Ask HN: How can I get your attention? - taptak

Hello HN. I&#x27;ve been in presales for almost 20 years, the last 15 in management selling software solutions to enterprise for a fortune 50 company. I&#x27;m incredibly well compensated but feel I&#x27;ve plateaued in terms of career growth due to limited movement in our senior management ranks. More importantly, I am really not interested anymore in the software we sell. During demos of our &#x27;latest&#x27; product I sometimes have to pinch myself to keep awake. Long story, but short(ish) set up to question: I&#x27;m really interested in small disruptive software companies. Especially those that are in B2C rather than the B2B, the companies with those ideas that make you say &#x27;wow&#x27;, why didn&#x27;t I think of that? The problem (I think) I am having is garnering attention from such companies due to my long tenner in somewhat unrelated software fields. I&#x27;ve sent resumes and typically I hear nothing, or I am outright turned down. So, after all that, here is the question: Has being in enterprise software for a large company for so long tainted me, and what can I do differently to draw the attention of the companies I am interested in?
======
LukeFitzpatrick
It seems to me that you want to be involved in startups that have just got
traction in the B2C market, AkA created that 'wow' factor that you mentioned.

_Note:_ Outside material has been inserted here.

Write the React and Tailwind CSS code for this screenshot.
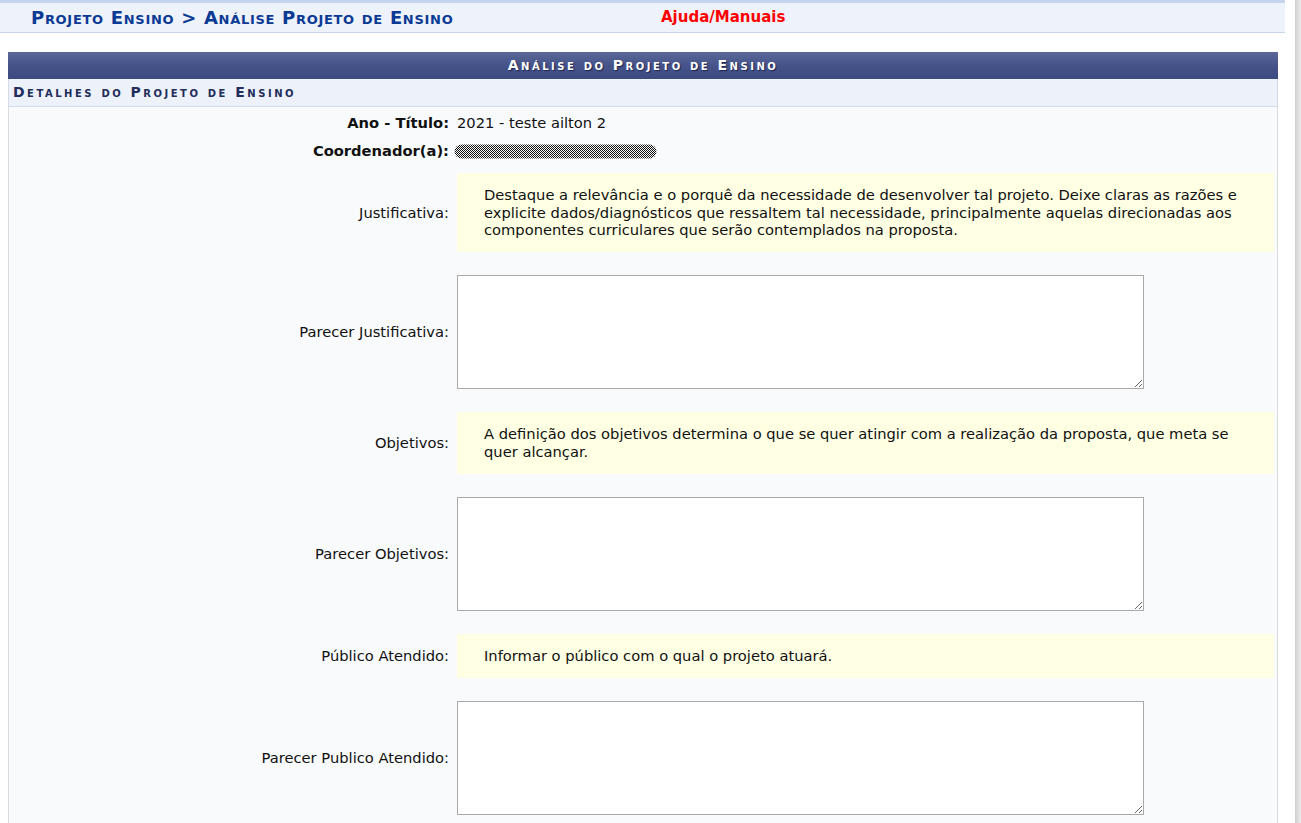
import React from 'react';

const font = { fontFamily: '"DejaVu Sans", Verdana, sans-serif' };

// Field rows of the analysis form
const campos = [
    {
        label: 'Justificativa:',
        texto: 'Destaque a relevância e o porquê da necessidade de desenvolver tal projeto. Deixe claras as razões e explicite dados/diagnósticos que ressaltem tal necessidade, principalmente aquelas direcionadas aos componentes curriculares que serão contemplados na proposta.',
        parecer: 'Parecer Justificativa:',
    },
    {
        label: 'Objetivos:',
        texto: 'A definição dos objetivos determina o que se quer atingir com a realização da proposta, que meta se quer alcançar.',
        parecer: 'Parecer Objetivos:',
    },
    {
        label: 'Público Atendido:',
        texto: 'Informar o público com o qual o projeto atuará.',
        parecer: 'Parecer Publico Atendido:',
    },
];

function Redacted() {
    return (
        <svg width="203" height="15" viewBox="0 0 203 15" className="block">
            <defs>
                <pattern id="xadrez" width="2" height="2" patternUnits="userSpaceOnUse">
                    <rect width="2" height="2" fill="#fff" />
                    <rect width="1" height="1" fill="#111" />
                    <rect x="1" y="1" width="1" height="1" fill="#111" />
                </pattern>
            </defs>
            <rect x="0.5" y="0.5" width="202" height="14" rx="7" fill="url(#xadrez)" />
        </svg>
    );
}

function Linha({ label, bold, children, className = '' }) {
    return (
        <div className={`flex items-center ${className}`}>
            <div className={`w-[440px] shrink-0 text-right ${bold ? 'font-bold' : ''}`}>{label}</div>
            <div className="ml-[8px] mr-[3px] flex-1">{children}</div>
        </div>
    );
}

export default function App() {
    return (
        <div className="flex min-h-[823px] bg-white text-[14.7px] leading-[17.5px] text-[#111]" style={font}>
            <div className="w-[1295px] shrink-0">
                {/* HEADER */}
                <div className="flex h-[33px] w-[1285px] items-center border-t-[3px] border-b border-[#c6d4ee] bg-[#eef2fa]">
                    <div className="ml-[31px] w-[630px] text-[18px] font-bold tracking-[0.7px] text-[#0a3a94] [font-variant:small-caps]">
                        Projeto Ensino &gt; Análise Projeto de Ensino
                    </div>
                    <div className="text-[15px] font-bold text-[#ff0000]">Ajuda/Manuais</div>
                </div>

                {/* PANEL */}
                <div className="ml-[8px] mt-[19px] w-[1270px]">
                    <div className="flex h-[27px] items-center justify-center bg-gradient-to-b from-[#5a6797] via-[#46538a] to-[#3c4a80] text-[14px] font-bold tracking-[2.5px] text-white [font-variant:small-caps] [text-shadow:1px_1px_1px_#1c2550]">
                        Análise do Projeto de Ensino
                    </div>
                    <div className="flex h-[28px] items-center border-x border-b border-[#d3dbe9] bg-[#edf1f9] pl-[4px] text-[14px] font-bold tracking-[2.5px] text-[#222d5c] [font-variant:small-caps]">
                        Detalhes do Projeto de Ensino
                    </div>
                    <div className="border-x border-[#dcdcdc] bg-[#f9fafc] pt-[2px] pb-[20px]">
                        <Linha label="Ano - Título:" bold className="h-[28px]">2021 - teste ailton 2</Linha>
                        <Linha label="Coordenador(a):" bold className="h-[28px]">
                            <div className="-ml-[3px]"><Redacted /></div>
                        </Linha>
                        <div className="mt-[8px] flex flex-col gap-[23px]">
                            {campos.map(c => (
                                <React.Fragment key={c.label}>
                                    <Linha label={c.label}>
                                        <div className="bg-[#ffffe3] py-[13.25px] pl-[27px] pr-[30px]">{c.texto}</div>
                                    </Linha>
                                    <Linha label={c.parecer}>
                                        <textarea className="block h-[114px] w-[687px] border border-[#a9a9a9] bg-white" />
                                    </Linha>
                                </React.Fragment>
                            ))}
                        </div>
                    </div>
                </div>
            </div>
            <div className="w-[6px] shrink-0 bg-gradient-to-r from-[#cfcfcf] to-[#ededed]" />
        </div>
    );
}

Your long track record in a fortune 50 company might be the thing that steers
you away from getting accepted to such companies. If I was hiring you, the
first red flag I'd get is 'this guys experienced' \- how much is this going to
cost me?

Likely, the jobs at small disruptive companies probably work on
recommendations. I see your options like this if you want to make the change:

Option 1: Get a recommendation to a company your interested in and expect a
pay cut.

Option 2: Find a startup that you're interested in, offer to help them out,
make connections; or, join one.

Option 3: Start your own B2C startup, do it as a side project, build a team
and quit your day job when you're ready.

There is nothing worse than doing a job that you're no longer interested in. I
know your pain, everybody has been in your shoes at one stage in their life.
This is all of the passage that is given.